A musical about a printing press is a winner for The Rep
Many people are credited with saying it, but Jerry Seinfeld said it once, for sure.
"Tragedy and death are easy," Seinfeld said. "Comedy is hard."
If that's true, and there is no reason to doubt it, then the Milwaukee Rep's production of "Gutenberg! The Musical!" made the difficult look sublimely easy when it opened Sunday night.
A relaxed crowd in the Stackner Cabaret laughed from the opening line, "Welcome to Gutenberg!" to the close of the show. It was almost hard to catch your breath as the jokes came at a frantic pace.
Relaxing this show is not, but it is a well-rounded production of an absurd story that tells the tale of writers Doug and Bud, who have written a musical about Johann Gutenberg, the inventor of the printing press.
There is no suspense in this play. You don't really care where the story goes. The story of Gutenberg, ironically, hardly matters.
What matters are the lines, the jokes and the broad physical comedy that is the stuff of the history of comedy. Mix the stories of George Burns and Jerry Seinfeld with the frenetic action of the Marx Brothers and you've got something approaching this production.
This play is only seven years old and has played to mixed reviews around the country. Some people absolutely love it and others aren't so warmed by the humor, calling it obvious and overly broad.
It is broad, but obvious it is not. The best jokes in the world have an element of surprise to them and that's true of this play. The jokes loosely have something to do with the story, but the surprise of some of them is what makes them so funny.
Normally a dead baby and the Holocaust are not fitting for humor, but this play makes them both funny and there is no shame in laughing at these jokes. You don't feel the least bit guilty laughing at either.
This play is not going to win any awards for best of the year, or the decade, or anything like that. But, it's the people on stage and off who make this an incredibly enjoyable evening of theater.

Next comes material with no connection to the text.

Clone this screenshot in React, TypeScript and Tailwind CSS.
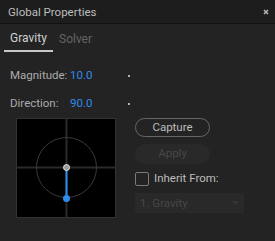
import React from 'react'

const font = { fontFamily: 'Roboto, "Open Sans", Arial, sans-serif' }

function Dial() {
  return (
    <svg width="100" height="100" viewBox="0 0 100 100" className="block">
      <rect x="0.5" y="0.5" width="99" height="99" fill="#000" stroke="#333" />
      <line x1="50.5" y1="1" x2="50.5" y2="99" stroke="#2a2a2a" strokeWidth="2" />
      <line x1="1" y1="49.5" x2="99" y2="49.5" stroke="#2a2a2a" strokeWidth="2" />
      <circle cx="50.5" cy="49.5" r="30" fill="none" stroke="#3a3a3a" strokeWidth="1" />
      <line x1="50.5" y1="50" x2="50.5" y2="80" stroke="#2d8ceb" strokeWidth="2" />
      <circle cx="50.5" cy="80.5" r="3.5" fill="#2d8ceb" />
      <circle cx="50.5" cy="49.5" r="3" fill="#9a9a9a" stroke="#e0e0e0" strokeWidth="1" />
    </svg>
  )
}

export default function App() {
  return (
    <div className="w-[275px] h-[241px] bg-[#232323] text-[11.5px] overflow-hidden" style={font}>
      {/* Title bar */}
      <div className="h-6 bg-[#1d1d1d] border-b border-[#111] flex items-center justify-between pl-2 pr-[4px] pt-[3px]">
        <span className="text-[#bcbcbc]">Global Properties</span>
        <svg width="6" height="6" viewBox="0 0 6 6" className="mr-[2px] -mt-[3px]">
          <path d="M1 1 L5 5 M5 1 L1 5" stroke="#b4b4b4" strokeWidth="1.6" />
        </svg>
      </div>

      {/* Tabs */}
      <div className="flex h-7 pl-1">
        <div className="w-[49px] border-b-2 border-[#c8c8c8] flex items-center justify-center text-[12px] text-[#d0d0d0] pt-[1px]">Gravity</div>
        <div className="px-[6px] flex items-center text-[12px] text-[#646464] pt-[1px]">Solver</div>
      </div>

      {/* Fields */}
      <div className="pt-[10px]">
        <div className="h-7 flex items-center pl-[10px]">
          <span className="w-[60px] text-[#acacac]">Magnitude:</span>
          <span className="w-[58px] text-[#2d8ceb]">10.0</span>
          <span className="w-[2px] h-[2px] bg-[#b0b0b0]" />
        </div>
        <div className="h-7 flex items-center pl-[10px]">
          <span className="w-[60px] text-[#acacac]">Direction:</span>
          <span className="w-[58px] text-[#2d8ceb]">90.0</span>
          <span className="w-[2px] h-[2px] bg-[#b0b0b0]" />
        </div>
      </div>

      <div className="flex pl-4 gap-[19px]">
        <Dial />
        <div className="flex flex-col">
          <button className="w-[75px] h-[19px] rounded-full border border-[#666] text-[#bcbcbc] leading-none">
            Capture
          </button>
          <button className="mt-[7px] w-[75px] h-[20px] rounded-full bg-[#292929] text-[#474747] leading-none">
            Apply
          </button>
          <div className="mt-[6px] flex items-center gap-[5px]">
            <span className="w-[14px] h-[14px] border border-[#7a7a7a] rounded-[2px]" />
            <span className="text-[#bcbcbc]">Inherit From:</span>
          </div>
          <div className="mt-[6px] w-[109px] h-[20px] bg-[#292929] flex items-center justify-between px-[5px]">
            <span className="text-[#474747]">1. Gravity</span>
            <svg width="7" height="4" viewBox="0 0 7 4">
              <path d="M0 0 L7 0 L3.5 4 Z" fill="#353535" />
            </svg>
          </div>
        </div>
      </div>
    </div>
  )
}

Laura Gordon, who next year will celebrate her 20th season in Milwaukee theater and with The Rep, directed this outing with a silken touch that created room for funny, which often can be smothered by overloading. She obviously knew this play was going to sink or swim on its actors, and she guided a textbook lesson on how a director's hands-off approach to a production is as important as hands-on. She is both an actor and director of immense versatility and has always delivered gems.
Eric Damon Smith, a Chicago actor who was an intern at The Rep, plays Bud, one half of the duo of writers. He's got a wildly diverse singing voice and the ability to play men, women, heroes and villains with equal aplomb.
The music in this play is really not that important. There are no songs that will live a life of their own and nobody left humming a song. But Paul Helm, who served as the play's musical director/pianist, kept the pace lively and was a marvelous musical backdrop to the antics taking place center stage.
Saving Gerard Neugent for the final mention feels almost like a stupid error. But he is an actor who has set an incredibly high standard in this city.
He can do anything. He was Iago in last year's "Othello" and played Happy in "Death of a Salesman." But he's also one of the funniest actors you will ever see.
There's an old joke about timing being the most important thing in the world of comedy. Watching Neugent wring an audience's titter out of silence, only to be traded in for a guffaw when he says something, is worth the price of admission.
These characters could easily become caricatures and we wouldn't really care about them. But Neugent has a truth about him that finds layers even in a character like Doug. When he looks sad you want to wrap him in your arms, pat him on the head and say, "Don't worry. It will all be OK."
Neugent does it with his face, his body and his eyes. They all combine to make it look easy.
And like Seinfeld said, comedy isn't easy, it's very, very hard.